[Begin]

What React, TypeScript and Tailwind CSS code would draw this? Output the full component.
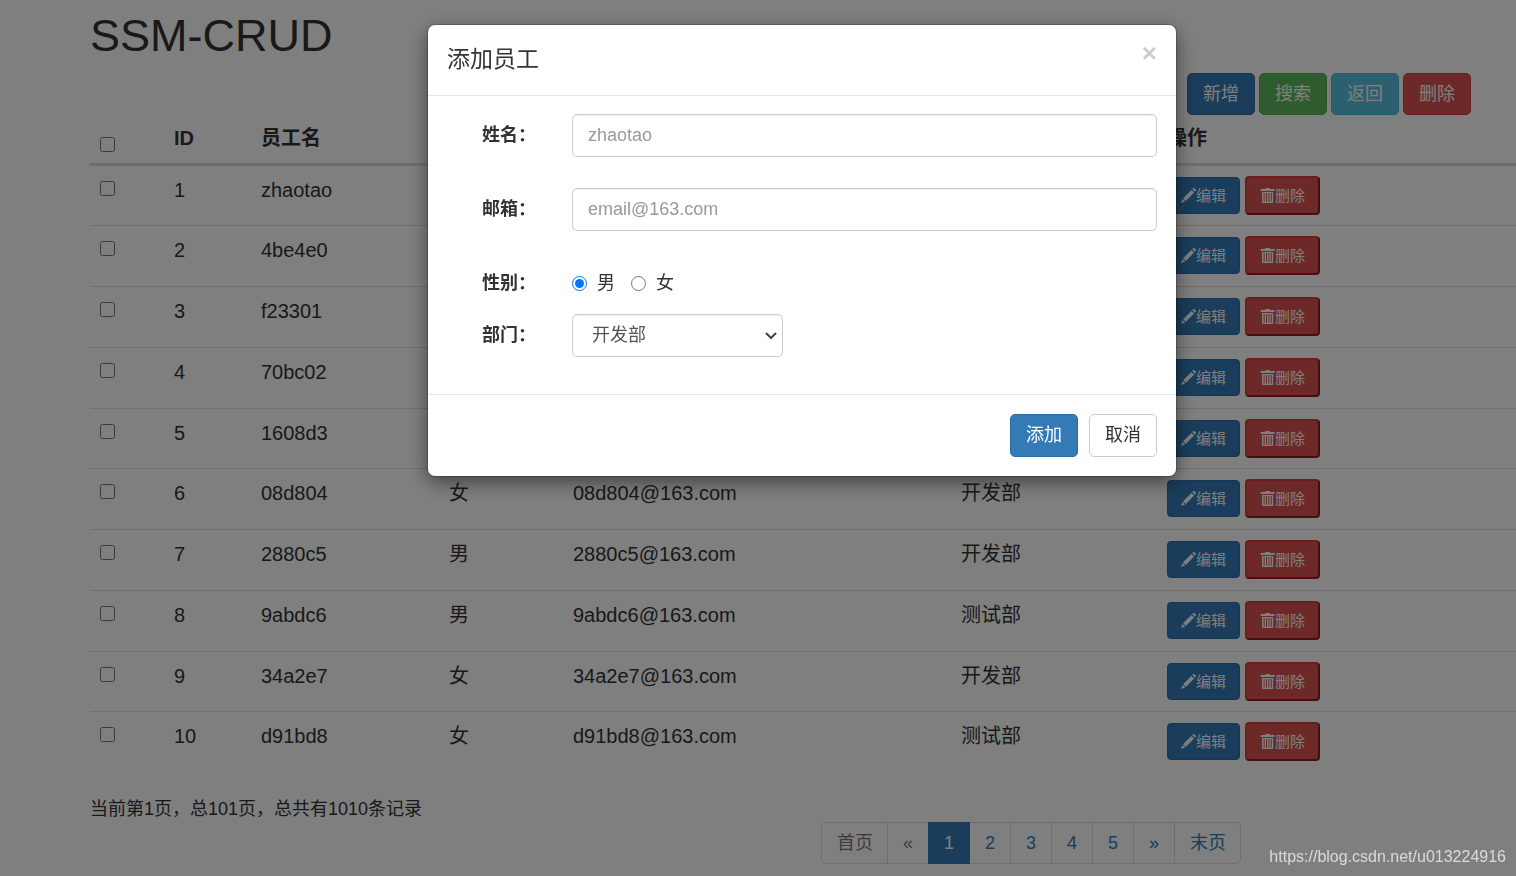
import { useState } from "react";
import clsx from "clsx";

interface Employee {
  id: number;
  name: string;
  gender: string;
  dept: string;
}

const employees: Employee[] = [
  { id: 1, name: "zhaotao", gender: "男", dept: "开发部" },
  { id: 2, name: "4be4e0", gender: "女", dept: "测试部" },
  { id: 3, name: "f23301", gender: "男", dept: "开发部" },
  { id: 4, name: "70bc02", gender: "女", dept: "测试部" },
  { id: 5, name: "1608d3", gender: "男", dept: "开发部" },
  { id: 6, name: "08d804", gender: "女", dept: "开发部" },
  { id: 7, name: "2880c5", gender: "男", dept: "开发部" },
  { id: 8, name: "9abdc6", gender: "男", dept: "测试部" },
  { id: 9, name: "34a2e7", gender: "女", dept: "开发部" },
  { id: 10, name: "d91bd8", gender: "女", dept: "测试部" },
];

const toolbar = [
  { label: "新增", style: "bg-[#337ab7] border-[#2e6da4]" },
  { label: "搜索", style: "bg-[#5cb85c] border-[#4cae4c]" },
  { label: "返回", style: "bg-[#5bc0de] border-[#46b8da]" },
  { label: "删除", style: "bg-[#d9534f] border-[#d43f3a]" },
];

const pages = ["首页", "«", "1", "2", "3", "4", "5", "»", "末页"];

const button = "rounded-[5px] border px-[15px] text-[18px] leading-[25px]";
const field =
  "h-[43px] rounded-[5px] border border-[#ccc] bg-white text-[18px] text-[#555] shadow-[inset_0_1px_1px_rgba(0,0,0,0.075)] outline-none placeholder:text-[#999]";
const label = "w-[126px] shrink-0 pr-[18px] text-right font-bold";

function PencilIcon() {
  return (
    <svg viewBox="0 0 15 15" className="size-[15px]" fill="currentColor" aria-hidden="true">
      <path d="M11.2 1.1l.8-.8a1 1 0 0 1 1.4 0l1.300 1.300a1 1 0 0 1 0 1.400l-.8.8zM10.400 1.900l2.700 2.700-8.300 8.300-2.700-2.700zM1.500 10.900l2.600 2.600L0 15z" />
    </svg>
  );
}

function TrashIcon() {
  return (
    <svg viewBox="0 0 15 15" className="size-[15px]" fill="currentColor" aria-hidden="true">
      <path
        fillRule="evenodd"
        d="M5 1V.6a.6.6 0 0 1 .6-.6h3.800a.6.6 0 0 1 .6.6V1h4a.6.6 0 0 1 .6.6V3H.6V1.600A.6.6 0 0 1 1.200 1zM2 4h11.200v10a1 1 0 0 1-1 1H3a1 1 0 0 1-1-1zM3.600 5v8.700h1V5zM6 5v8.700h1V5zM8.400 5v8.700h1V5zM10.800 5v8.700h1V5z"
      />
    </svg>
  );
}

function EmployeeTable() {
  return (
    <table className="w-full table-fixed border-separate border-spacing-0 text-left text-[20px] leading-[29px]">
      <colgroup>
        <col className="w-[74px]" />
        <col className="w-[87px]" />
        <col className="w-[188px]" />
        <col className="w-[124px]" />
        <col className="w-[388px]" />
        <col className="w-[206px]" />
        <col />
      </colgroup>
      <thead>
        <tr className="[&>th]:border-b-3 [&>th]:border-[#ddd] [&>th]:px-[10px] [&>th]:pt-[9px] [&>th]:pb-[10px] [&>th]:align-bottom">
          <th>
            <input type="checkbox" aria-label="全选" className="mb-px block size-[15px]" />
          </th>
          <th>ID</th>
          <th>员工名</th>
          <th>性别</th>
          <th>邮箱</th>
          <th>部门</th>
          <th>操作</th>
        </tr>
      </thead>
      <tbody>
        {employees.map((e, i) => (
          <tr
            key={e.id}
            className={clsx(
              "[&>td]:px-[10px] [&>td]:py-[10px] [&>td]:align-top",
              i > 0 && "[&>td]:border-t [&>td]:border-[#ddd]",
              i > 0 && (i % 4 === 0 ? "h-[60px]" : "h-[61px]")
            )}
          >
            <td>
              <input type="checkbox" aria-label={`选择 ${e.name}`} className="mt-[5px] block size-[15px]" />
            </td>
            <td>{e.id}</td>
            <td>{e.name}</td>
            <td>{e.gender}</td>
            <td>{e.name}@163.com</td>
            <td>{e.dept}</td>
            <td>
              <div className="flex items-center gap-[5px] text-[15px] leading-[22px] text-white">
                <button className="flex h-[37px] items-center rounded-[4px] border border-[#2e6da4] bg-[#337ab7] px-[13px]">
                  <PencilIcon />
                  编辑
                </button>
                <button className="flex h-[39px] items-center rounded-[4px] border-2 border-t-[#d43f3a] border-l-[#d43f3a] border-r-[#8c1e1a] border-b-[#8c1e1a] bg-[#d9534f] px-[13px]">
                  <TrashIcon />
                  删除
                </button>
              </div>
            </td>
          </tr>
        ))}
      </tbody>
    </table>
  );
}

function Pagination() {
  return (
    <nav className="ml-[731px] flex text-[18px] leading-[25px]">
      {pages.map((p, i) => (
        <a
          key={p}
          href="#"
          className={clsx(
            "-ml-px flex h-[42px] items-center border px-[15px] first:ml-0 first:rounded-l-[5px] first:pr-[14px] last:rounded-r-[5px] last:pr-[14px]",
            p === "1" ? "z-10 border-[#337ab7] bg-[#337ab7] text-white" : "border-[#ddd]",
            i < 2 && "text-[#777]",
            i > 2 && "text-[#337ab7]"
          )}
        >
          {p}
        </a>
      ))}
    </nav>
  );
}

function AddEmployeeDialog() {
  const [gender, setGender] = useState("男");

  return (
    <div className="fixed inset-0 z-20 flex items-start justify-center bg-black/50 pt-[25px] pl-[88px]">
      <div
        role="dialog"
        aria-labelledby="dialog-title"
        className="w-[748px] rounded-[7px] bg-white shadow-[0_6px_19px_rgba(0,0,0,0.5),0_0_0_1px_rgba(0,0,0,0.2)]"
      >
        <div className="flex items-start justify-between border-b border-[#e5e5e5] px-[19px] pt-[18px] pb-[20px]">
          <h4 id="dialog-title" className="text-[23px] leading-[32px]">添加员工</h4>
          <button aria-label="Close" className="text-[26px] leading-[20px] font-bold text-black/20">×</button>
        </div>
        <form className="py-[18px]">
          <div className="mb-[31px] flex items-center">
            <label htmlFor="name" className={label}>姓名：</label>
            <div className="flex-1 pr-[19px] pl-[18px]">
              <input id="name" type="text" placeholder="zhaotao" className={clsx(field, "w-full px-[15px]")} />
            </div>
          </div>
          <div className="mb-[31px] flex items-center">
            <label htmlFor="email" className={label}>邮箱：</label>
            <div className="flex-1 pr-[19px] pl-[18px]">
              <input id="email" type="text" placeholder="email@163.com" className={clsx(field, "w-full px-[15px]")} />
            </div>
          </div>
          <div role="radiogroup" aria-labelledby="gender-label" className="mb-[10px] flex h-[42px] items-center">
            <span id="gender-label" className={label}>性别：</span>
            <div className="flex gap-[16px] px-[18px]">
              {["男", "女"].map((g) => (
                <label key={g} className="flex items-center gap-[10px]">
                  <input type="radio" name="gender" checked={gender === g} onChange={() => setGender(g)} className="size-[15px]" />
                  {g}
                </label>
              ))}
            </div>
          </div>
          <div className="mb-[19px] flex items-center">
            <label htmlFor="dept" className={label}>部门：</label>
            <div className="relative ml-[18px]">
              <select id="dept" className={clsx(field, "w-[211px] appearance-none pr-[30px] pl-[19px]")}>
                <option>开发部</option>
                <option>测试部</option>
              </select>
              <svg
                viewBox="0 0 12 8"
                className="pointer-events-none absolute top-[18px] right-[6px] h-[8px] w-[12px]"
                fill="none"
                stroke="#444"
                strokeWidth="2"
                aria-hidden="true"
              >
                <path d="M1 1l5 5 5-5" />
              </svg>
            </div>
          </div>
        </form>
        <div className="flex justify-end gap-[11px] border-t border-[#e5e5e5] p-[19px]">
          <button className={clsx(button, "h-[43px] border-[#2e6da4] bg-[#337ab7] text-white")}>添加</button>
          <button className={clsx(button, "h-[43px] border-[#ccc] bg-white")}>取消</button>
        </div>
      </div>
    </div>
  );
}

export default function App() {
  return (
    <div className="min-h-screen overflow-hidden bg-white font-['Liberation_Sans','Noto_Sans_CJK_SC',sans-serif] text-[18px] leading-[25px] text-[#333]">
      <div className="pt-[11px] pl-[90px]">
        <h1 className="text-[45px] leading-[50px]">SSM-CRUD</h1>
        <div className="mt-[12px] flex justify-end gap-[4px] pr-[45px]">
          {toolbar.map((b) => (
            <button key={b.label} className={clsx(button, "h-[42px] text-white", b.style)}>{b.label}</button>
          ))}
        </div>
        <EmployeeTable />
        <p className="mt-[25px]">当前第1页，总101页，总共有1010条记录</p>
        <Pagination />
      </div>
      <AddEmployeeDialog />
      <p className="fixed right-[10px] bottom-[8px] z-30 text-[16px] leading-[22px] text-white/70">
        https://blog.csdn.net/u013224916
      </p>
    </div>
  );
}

[End]

### WHAT YOU HAVE TO DO
Pictures stay out. Repeat only the lines from the beginning of the data through the line that has "shrink-0 pr-[18px] text-right".

### RESULT OF THE TASK
What React, TypeScript and Tailwind CSS code would draw this? Output the full component.
import { useState } from "react";
import clsx from "clsx";

interface Employee {
  id: number;
  name: string;
  gender: string;
  dept: string;
}

const employees: Employee[] = [
  { id: 1, name: "zhaotao", gender: "男", dept: "开发部" },
  { id: 2, name: "4be4e0", gender: "女", dept: "测试部" },
  { id: 3, name: "f23301", gender: "男", dept: "开发部" },
  { id: 4, name: "70bc02", gender: "女", dept: "测试部" },
  { id: 5, name: "1608d3", gender: "男", dept: "开发部" },
  { id: 6, name: "08d804", gender: "女", dept: "开发部" },
  { id: 7, name: "2880c5", gender: "男", dept: "开发部" },
  { id: 8, name: "9abdc6", gender: "男", dept: "测试部" },
  { id: 9, name: "34a2e7", gender: "女", dept: "开发部" },
  { id: 10, name: "d91bd8", gender: "女", dept: "测试部" },
];

const toolbar = [
  { label: "新增", style: "bg-[#337ab7] border-[#2e6da4]" },
  { label: "搜索", style: "bg-[#5cb85c] border-[#4cae4c]" },
  { label: "返回", style: "bg-[#5bc0de] border-[#46b8da]" },
  { label: "删除", style: "bg-[#d9534f] border-[#d43f3a]" },
];

const pages = ["首页", "«", "1", "2", "3", "4", "5", "»", "末页"];

const button = "rounded-[5px] border px-[15px] text-[18px] leading-[25px]";
const field =
  "h-[43px] rounded-[5px] border border-[#ccc] bg-white text-[18px] text-[#555] shadow-[inset_0_1px_1px_rgba(0,0,0,0.075)] outline-none placeholder:text-[#999]";
const label = "w-[126px] shrink-0 pr-[18px] text-right font-bold";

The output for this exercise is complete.